Before acting on the number, confirm the source system, reporting basis, date range, and any adjustments.

FAQ

What is the formula for casino hold percentage?

The standard formula is:

Casino Hold % = Casino Win ÷ Total Wagers × 100

Casino win is total wagers minus total payouts. On slots this is usually based on coin-in; on online casino it is often based on stakes; on table games some reports use drop instead.

Is casino hold percentage the same as house edge?

No. House edge is the game’s built-in long-run mathematical advantage. Hold percentage is a reported result over a period and can move above or below theory because of variance, player behavior, and the way the report is constructed.

Is casino hold percentage the same as RTP?

Not exactly, but they are closely related. RTP is the percentage returned to players, while hold is the percentage retained by the casino. If a game returns 95% over the same base, the hold is 5%.

Why can actual hold percentage vary so much?
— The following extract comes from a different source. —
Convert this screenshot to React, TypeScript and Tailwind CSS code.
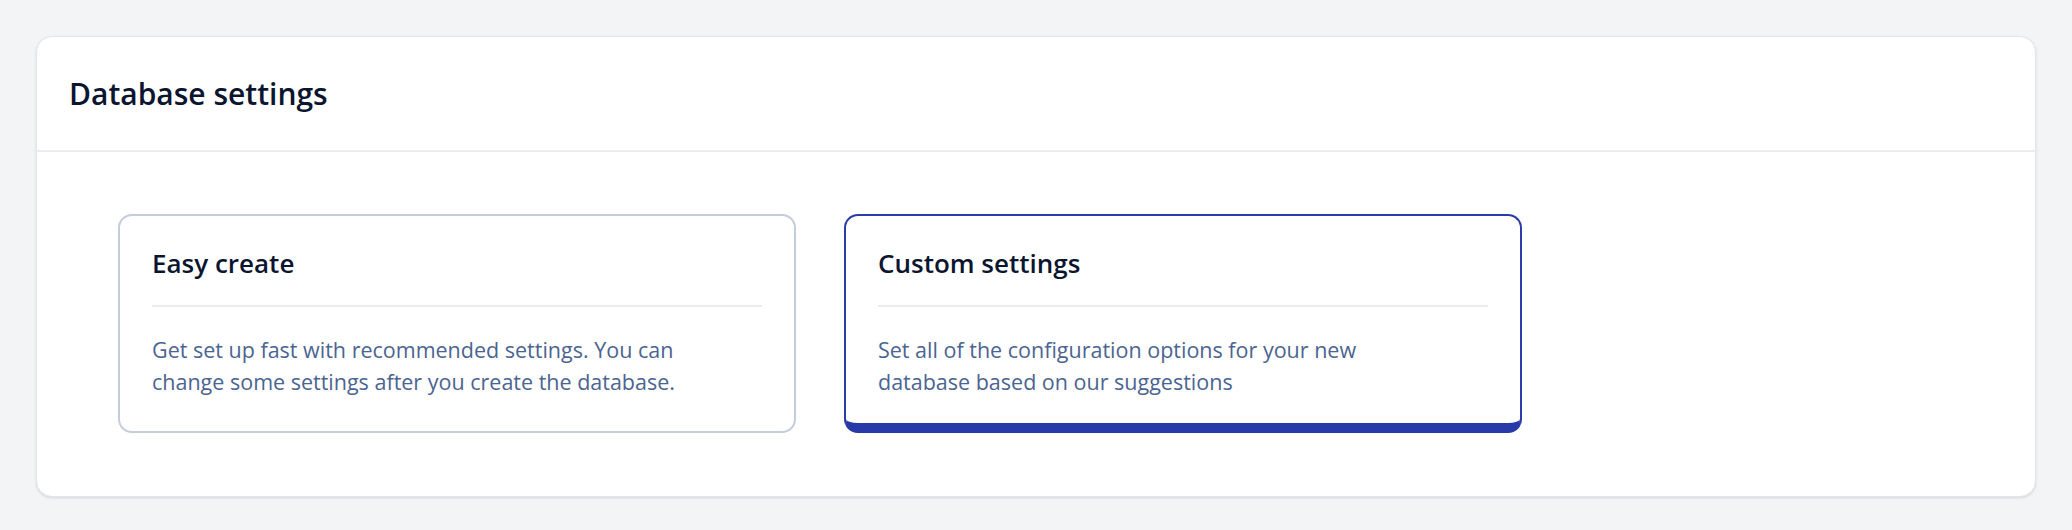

Because gambling results fluctuate. Jackpot hits, bonus rounds, small sample sizes, VIP play, promo activity, and settlement timing can all move hold higher or lower than expected in the short term.

What is a good casino hold percentage?

There is no universal “good” number. It depends on the game type, denomination, math model, market, player mix, and operator strategy. A healthy hold figure is one that matches the product’s design and supports sustainable wagering volume, not simply the highest possible percentage.

Final Takeaway

Casino hold percentage is a core gaming metric that shows how much of total wagering volume the operator retained over a defined period. It is simple in formula but easy to misread in practice, especially when people confuse it with house edge, RTP, drop, or profit.

If you remember one thing, remember this: casino hold percentage only makes sense when you know the reporting basis behind it. Once you know whether the number is built on coin-in, stakes, handle, or drop, you can read casino performance far more accurately.